La confrontation avec Asmik Grigorian fait sens, la soprano lui répondant avec

  • une intensité redoutable,
  • un éclat redoutable et
  • un désespoir ravageur.

Face à cette bataille, Carlo Rizzi, le chef,

  • prend le temps du silence,
  • laisse une souplesse apparente – qui participe du récit – au tempo et
  • poursuit la narration avec son instrument orchestral que la partition implique tant.

 

 

C’est aussi une manière de préparer le moment où la fille-mère apprend que son fiston chéri (peut-être d’autant plus chéri qu’elle ne s’en est pas occupé) est mort. L’instant mythique du triptyque est certes gâché par une modernisation de mise en scène toute pourrite incluant photo et accessoires récents. En dépit de la trahison de Christof Loy, ça reste le moment que chacun attend pour pleurer, et il a un nom : « Senza mamma », l’air où la nana présente sur scène depuis trois heures ne doit pas se rater. Avec

  • métier,
  • astuce et
  • art,

Asmik Grigorian place sa voix somptueuse en inventant une dramatisation diaboliquement variée. Point d’effet grandiloquent, ici, au contraire.

  • Des piani,
  • une caractérisation subtile des registres et
  • une incarnation assez forte pour unir désespoir et imaginaire d’une vie post mortem.

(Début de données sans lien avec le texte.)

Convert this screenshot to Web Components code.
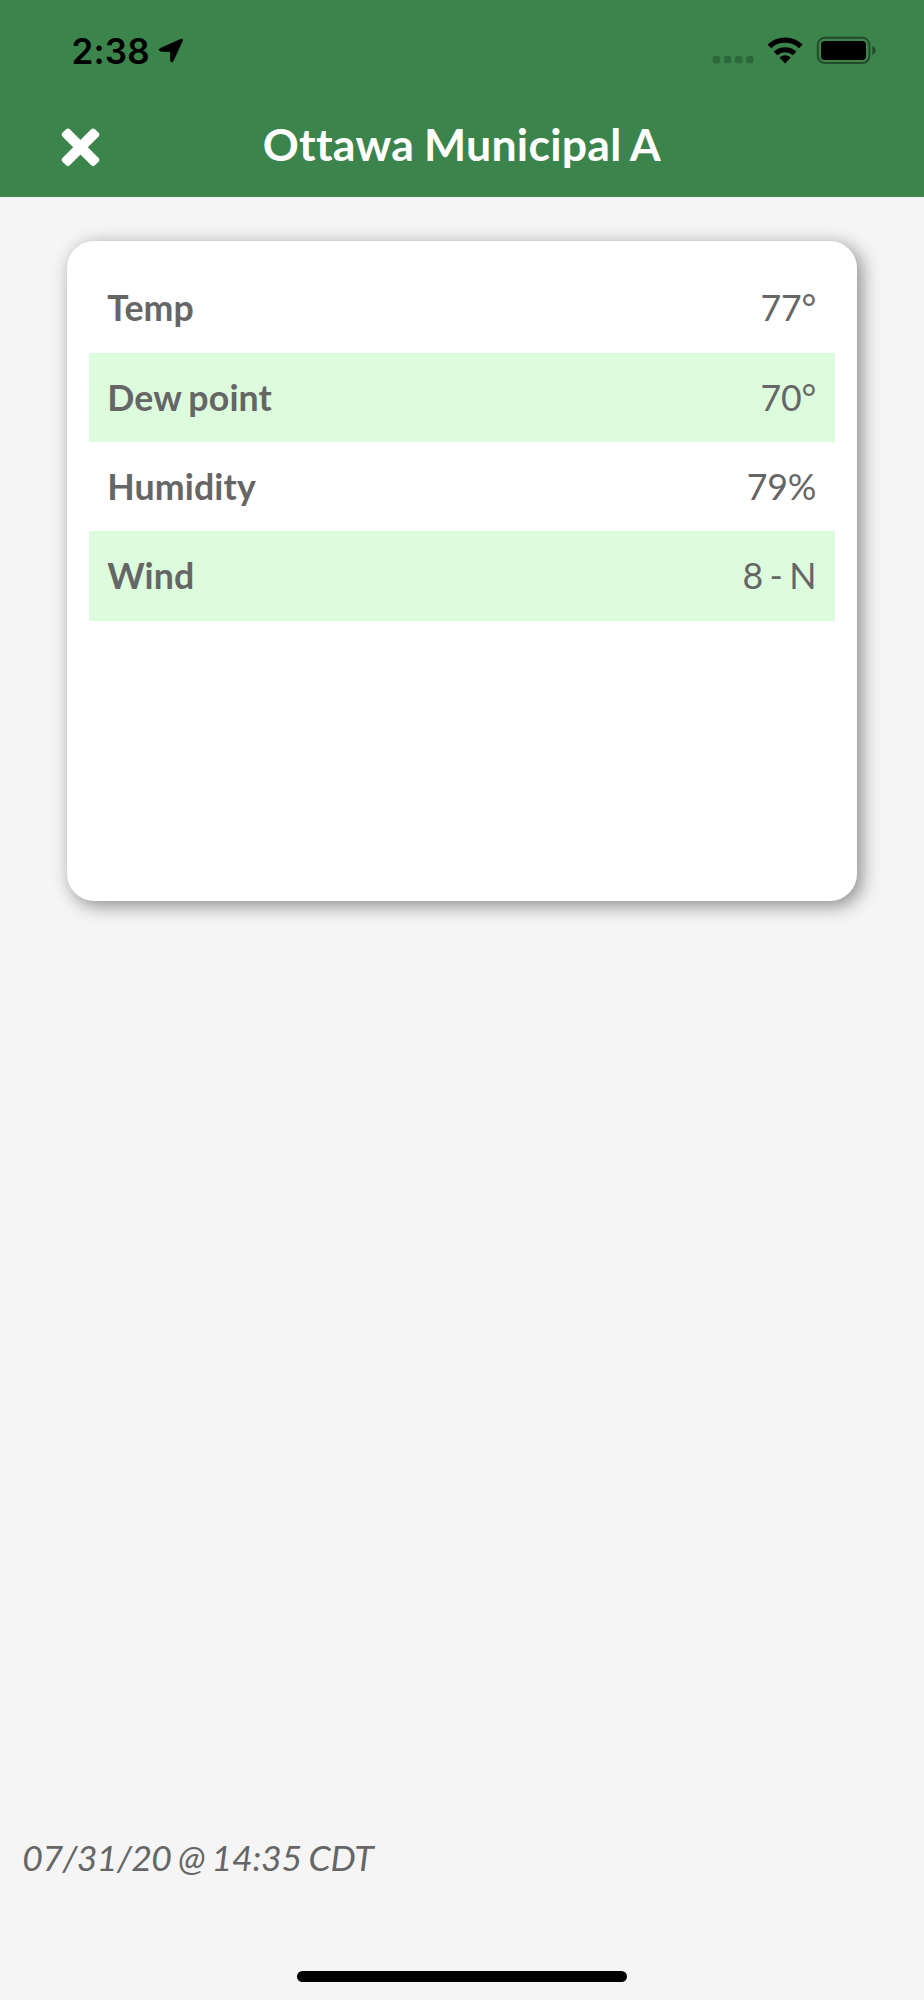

La mise en scène continuant de se relâcher, Asmik

  • fait un strip-tease,
  • fume un clope (la cigarette du condamné ?) en avalant un second verre d’eau (vu le boulot qu’elle a effectué, difficile de trouver ça shocking !),
  • se suicide après avoir vêtu une nouvelle robe et, alors qu’elle craignait d’être damnée,
  • voit un enfant – son enfant – venir vers elle.

Si Christof Loy a fini par céder aux codes daubés de la mise en scène de merde et d’impuissance (« si tu sais pas quoi faire de ton actrice, dis-lui de cloper »), il n’a pas tout à fait réussi à gâcher notre émotion et notre admiration pour les deux grandes vedettes de la soirée : Enkelejda Shkoza, ici la suora zelatrice, et Asmik Gregorian, impressionnante de versatilité dramatique et de constance vocale. La chose se peut voir jusqu’à environ fin mai à Bastille. Si toi aimer le frisson et toi pouvoir, toi y aller.